▶ **GOAL OF THE EXERCISE**
Where a line holds "styles", copy it.

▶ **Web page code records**

----------------------------------------

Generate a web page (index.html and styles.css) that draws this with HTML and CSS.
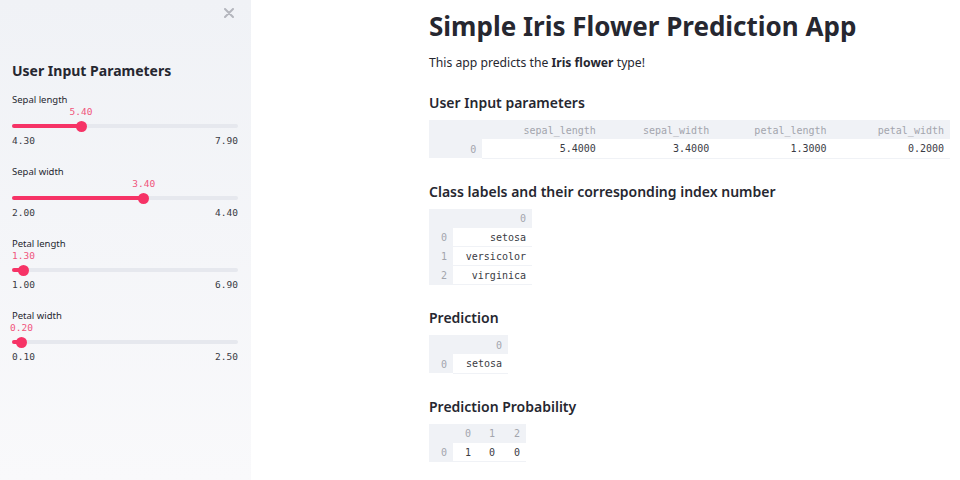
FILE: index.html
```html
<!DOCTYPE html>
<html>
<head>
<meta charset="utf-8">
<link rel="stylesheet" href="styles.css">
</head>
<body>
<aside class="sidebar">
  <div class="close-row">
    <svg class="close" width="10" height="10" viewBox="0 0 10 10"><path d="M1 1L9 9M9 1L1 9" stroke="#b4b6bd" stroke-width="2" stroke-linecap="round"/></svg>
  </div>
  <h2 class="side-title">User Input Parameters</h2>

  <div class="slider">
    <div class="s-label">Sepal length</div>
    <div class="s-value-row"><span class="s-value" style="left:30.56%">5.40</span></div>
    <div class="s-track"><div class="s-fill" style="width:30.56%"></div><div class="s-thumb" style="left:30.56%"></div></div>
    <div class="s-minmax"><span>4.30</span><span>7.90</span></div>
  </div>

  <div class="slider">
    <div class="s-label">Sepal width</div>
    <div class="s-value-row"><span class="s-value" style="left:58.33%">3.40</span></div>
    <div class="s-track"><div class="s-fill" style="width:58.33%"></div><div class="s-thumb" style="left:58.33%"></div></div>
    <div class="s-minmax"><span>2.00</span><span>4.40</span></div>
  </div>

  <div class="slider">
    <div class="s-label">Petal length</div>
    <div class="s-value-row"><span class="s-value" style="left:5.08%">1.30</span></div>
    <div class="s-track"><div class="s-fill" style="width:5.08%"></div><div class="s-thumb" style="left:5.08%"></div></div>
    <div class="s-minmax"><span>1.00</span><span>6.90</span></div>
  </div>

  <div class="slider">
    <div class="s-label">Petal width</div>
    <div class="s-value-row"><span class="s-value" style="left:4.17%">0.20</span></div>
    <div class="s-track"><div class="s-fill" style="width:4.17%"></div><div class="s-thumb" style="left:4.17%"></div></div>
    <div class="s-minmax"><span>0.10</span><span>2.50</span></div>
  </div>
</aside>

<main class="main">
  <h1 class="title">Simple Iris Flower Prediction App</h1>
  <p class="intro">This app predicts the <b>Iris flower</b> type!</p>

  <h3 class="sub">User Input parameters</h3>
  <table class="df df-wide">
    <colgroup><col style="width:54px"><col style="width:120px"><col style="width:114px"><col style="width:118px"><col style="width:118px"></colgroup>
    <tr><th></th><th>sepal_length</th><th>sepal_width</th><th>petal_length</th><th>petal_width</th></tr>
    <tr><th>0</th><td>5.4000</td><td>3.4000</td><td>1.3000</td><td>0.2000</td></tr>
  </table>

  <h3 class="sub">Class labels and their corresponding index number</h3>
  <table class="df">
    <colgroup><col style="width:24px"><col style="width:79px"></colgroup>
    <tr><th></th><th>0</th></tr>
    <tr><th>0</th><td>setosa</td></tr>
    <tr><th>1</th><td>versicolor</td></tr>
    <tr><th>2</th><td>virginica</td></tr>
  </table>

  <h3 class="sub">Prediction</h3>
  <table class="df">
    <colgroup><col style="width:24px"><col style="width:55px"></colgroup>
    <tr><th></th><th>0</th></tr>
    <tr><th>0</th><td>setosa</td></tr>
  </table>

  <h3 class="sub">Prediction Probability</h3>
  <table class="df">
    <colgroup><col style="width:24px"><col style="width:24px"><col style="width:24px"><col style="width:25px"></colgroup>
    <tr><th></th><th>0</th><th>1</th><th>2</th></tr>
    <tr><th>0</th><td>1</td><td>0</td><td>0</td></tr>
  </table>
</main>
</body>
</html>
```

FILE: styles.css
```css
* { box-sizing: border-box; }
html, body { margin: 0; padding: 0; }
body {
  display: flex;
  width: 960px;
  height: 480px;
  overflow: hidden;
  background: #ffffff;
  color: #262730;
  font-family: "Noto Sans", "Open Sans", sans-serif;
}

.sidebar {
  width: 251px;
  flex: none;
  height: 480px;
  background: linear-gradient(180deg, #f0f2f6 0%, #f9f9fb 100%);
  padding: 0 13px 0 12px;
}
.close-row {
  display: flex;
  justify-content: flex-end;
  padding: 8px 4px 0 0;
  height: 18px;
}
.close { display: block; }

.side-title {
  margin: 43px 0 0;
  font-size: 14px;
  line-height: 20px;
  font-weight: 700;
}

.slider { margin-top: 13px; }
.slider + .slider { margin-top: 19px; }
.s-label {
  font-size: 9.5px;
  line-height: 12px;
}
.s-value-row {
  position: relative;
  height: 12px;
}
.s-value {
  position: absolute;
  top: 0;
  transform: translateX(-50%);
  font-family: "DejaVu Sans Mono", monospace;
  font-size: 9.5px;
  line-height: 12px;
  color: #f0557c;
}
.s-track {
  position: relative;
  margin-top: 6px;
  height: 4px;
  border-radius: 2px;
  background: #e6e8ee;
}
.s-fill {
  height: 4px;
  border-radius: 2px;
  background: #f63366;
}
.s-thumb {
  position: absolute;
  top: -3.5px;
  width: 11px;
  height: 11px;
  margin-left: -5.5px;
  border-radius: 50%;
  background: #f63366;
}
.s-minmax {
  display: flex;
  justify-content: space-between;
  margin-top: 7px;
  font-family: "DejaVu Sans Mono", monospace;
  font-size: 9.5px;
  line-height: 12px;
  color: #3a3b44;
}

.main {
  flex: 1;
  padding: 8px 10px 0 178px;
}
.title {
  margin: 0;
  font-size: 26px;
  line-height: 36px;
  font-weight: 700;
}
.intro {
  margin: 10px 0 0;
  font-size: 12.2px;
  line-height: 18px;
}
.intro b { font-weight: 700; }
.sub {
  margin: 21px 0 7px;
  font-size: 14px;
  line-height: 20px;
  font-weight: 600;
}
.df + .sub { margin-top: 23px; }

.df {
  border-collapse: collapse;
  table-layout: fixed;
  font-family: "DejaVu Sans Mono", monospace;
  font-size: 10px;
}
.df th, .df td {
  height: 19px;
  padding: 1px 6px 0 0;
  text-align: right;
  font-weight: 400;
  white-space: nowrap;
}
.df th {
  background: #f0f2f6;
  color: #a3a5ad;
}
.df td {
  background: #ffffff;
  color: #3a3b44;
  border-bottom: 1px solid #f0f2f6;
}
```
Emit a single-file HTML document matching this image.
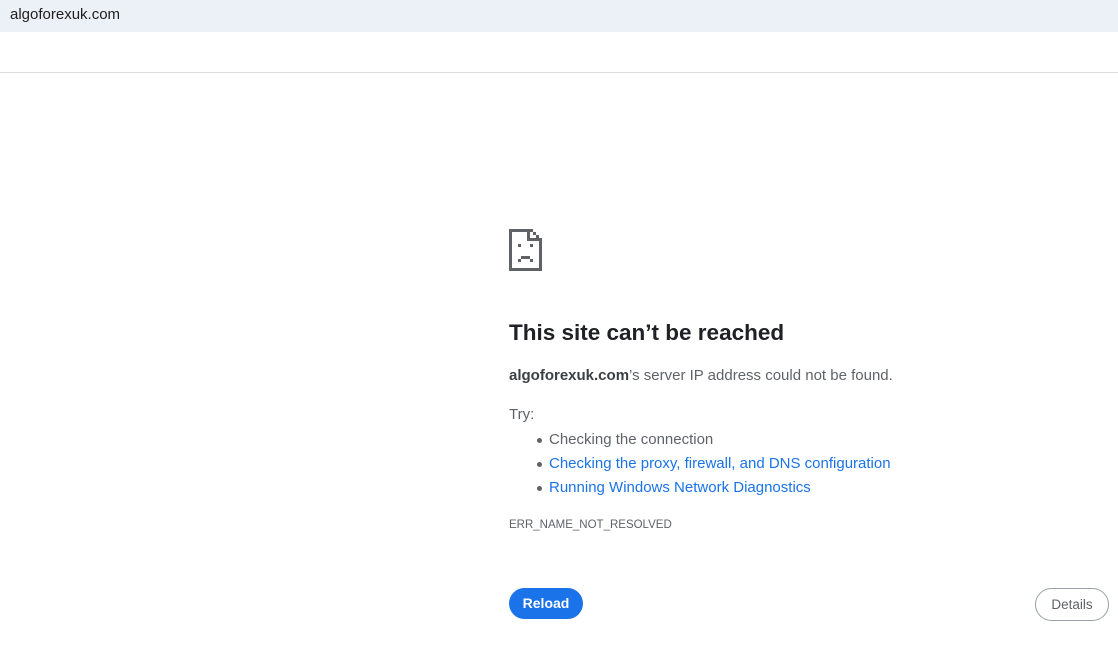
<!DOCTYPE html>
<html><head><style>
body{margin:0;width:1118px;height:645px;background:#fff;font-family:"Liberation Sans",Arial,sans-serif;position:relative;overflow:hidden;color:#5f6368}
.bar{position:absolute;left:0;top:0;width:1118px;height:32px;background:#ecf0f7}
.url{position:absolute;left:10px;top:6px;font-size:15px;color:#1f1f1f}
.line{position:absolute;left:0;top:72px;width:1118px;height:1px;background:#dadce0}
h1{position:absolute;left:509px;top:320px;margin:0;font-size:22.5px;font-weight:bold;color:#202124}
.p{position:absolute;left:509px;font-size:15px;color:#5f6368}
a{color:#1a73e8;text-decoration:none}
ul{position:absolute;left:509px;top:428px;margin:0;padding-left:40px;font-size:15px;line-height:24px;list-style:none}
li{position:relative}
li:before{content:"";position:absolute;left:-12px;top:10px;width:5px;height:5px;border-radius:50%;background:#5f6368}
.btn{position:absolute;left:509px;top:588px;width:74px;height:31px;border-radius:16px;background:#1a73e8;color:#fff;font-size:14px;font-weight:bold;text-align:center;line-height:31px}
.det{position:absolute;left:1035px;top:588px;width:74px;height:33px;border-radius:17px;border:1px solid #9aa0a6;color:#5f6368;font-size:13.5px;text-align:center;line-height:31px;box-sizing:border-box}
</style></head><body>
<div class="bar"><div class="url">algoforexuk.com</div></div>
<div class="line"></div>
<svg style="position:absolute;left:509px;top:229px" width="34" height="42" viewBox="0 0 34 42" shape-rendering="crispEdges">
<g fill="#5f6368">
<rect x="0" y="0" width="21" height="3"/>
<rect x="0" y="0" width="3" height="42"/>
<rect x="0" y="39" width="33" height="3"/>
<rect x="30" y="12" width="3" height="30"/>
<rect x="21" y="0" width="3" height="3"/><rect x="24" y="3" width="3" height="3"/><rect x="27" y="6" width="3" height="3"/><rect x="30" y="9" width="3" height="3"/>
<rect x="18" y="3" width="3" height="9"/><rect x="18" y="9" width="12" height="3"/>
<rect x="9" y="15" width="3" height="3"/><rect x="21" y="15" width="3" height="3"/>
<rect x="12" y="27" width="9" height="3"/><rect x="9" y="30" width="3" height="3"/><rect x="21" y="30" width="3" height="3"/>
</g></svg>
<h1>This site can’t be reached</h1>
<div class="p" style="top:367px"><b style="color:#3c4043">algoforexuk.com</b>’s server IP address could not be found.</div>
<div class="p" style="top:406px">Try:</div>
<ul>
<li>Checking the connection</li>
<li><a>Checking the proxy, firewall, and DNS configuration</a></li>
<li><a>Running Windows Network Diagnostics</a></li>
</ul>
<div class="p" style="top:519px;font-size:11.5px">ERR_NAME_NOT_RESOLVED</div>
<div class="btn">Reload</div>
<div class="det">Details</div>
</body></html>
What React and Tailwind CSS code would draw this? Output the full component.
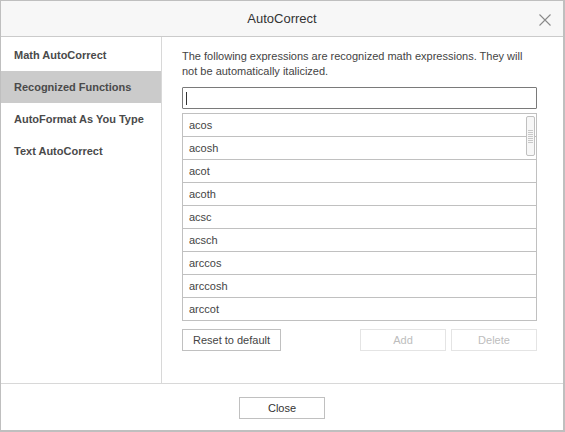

----------------------------------------

▶ **PROBLEM SOLUTION**
Generate a web page (index.html and styles.css) that draws this with HTML and CSS.
<link rel="stylesheet" href="styles.css">
FILE: styles.css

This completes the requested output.